Copy all lines holding the word "with" from the entries.
——————————
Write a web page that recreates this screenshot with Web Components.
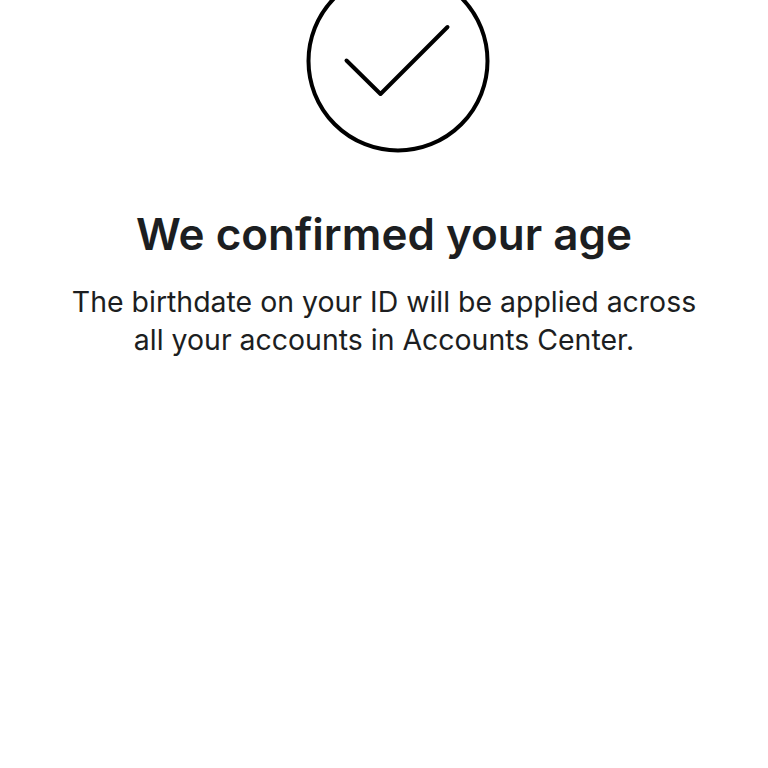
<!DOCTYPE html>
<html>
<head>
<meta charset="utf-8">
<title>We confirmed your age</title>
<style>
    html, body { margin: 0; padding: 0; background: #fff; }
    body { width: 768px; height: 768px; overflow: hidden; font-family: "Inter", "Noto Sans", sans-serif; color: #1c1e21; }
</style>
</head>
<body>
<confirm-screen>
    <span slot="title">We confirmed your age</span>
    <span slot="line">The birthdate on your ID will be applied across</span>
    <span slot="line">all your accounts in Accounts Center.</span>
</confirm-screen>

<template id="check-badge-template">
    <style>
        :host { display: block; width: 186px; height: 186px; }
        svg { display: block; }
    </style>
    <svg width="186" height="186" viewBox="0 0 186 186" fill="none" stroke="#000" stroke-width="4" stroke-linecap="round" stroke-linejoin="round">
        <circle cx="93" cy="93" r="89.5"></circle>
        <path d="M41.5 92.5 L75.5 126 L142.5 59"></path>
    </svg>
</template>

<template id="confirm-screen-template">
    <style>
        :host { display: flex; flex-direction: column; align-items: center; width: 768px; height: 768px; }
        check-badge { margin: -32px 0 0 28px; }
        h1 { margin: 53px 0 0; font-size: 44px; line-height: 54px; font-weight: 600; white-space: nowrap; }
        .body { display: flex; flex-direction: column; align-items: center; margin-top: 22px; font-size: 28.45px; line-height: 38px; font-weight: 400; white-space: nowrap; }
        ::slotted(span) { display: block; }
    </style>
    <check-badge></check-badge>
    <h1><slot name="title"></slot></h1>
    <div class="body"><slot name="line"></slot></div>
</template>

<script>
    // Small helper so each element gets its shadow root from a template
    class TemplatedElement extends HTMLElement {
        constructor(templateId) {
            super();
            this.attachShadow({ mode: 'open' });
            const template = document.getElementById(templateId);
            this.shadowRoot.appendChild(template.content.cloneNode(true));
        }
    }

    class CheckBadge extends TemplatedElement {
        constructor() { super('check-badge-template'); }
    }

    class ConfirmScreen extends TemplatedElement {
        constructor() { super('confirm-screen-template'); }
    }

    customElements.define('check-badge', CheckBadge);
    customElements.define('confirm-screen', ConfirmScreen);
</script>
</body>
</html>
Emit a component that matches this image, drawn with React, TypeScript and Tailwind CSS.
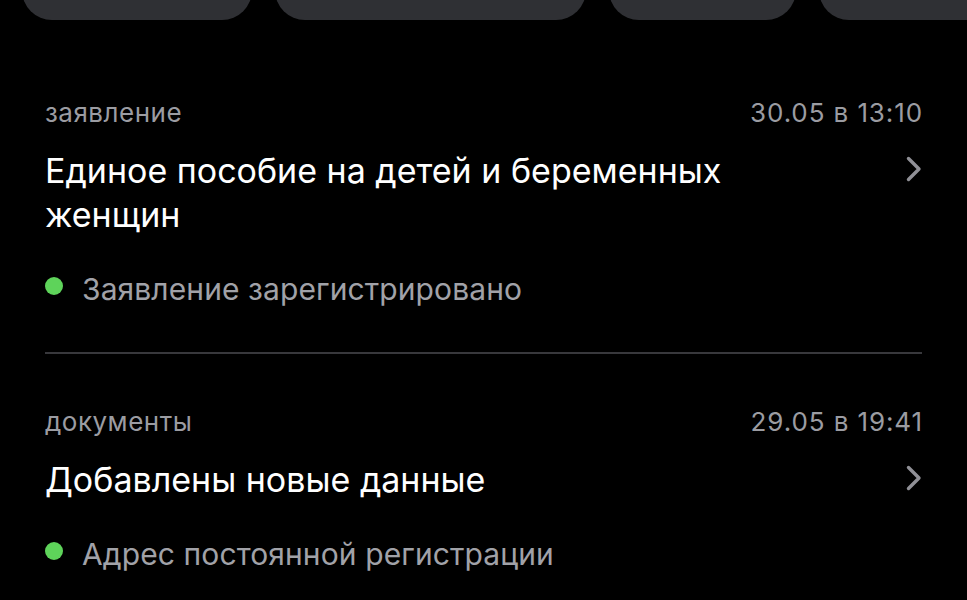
——————————
- **ANSWER**:
Write a web page that recreates this screenshot with Web Components.
Emit a component that matches this image, drawn with React, TypeScript and Tailwind CSS.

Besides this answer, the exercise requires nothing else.